Dishoom does the ‘Indian Cafe’ experience very well indeed, and if you’re prepared to queue, serves some great tasting food and impressive cocktails. But if you want the echt rather than the ersatz, then head on over to the Somerset House side of the Strand and try and find the India Club Restaurant.
It must be 30 years since I was last here, but climbing the two floors – past the India Club bar and the Strand Continental Hotel reception on the first floor – and stepped into the room again, it was if I’d never been away. The brown Formica tables and the wooden chairs are almost certainly the exact ones I sat in in the 1980s (and probably the originals from the restaurant’s opening in the 1940s). The waiters were too young to be the same, but their white jackets and their welcome was exactly how I remember it.
I’d made a point of rediscovering the place because of a news report that the Club (and hence the restaurant) is under threat. The lease is up and the landlords want to ‘modernise’, replacing what’s there with a luxury hotel (because obviously London doesn’t have enough of these).

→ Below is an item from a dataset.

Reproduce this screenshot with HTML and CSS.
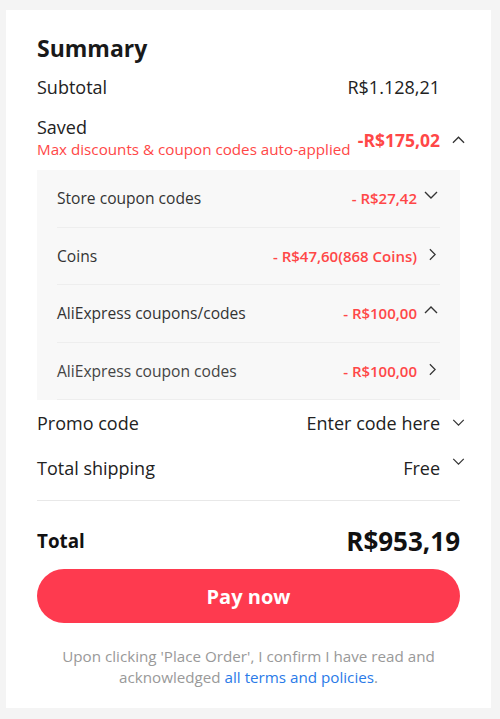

There’s a petition here that all right-thinking people should sign, to try to get Westminster Council to reject the planning application. There’s also a campaign to get the place listed for its culture significance.
India Club was started by Krishna Menon, India’s first High Commissioner to the UK, with founding members including Lady Mountbatten and Jawaharlal Nehru. It was a meeting place for leading writers, intellectuals and politicians associated with India’s independence. To this day, it has retained it’s original features and still stands very much as it did in the days of the post-independence movement. It is a crucial part of the joint heritage of the UK and India.
As well as the cultural loss, this would be another of London’s ‘cheap eats’ to go south. In recent years we’ve lost the Stockpot, Jimmy the Greek’s, the Pollo Bar; places where you could fill yourself up on home-cooked stodge along with the full spectrum of Londoners of all ages, ethnicities and classes.
These are the places we miss when they’re gone, so use the ones that still exist while you still can.
Truth be told the food at the India Club Restaurant is “good for the price” rather than an outstanding culinary experience (I had a masala dosa for £7), although the mango lassi is possible the most delicious thing I’ve drunk in the last ten years.
The India Club Restaurant is on the second floor of the Hotel Strand Continental at 143 Strand. Blink and you’ll miss the entrance.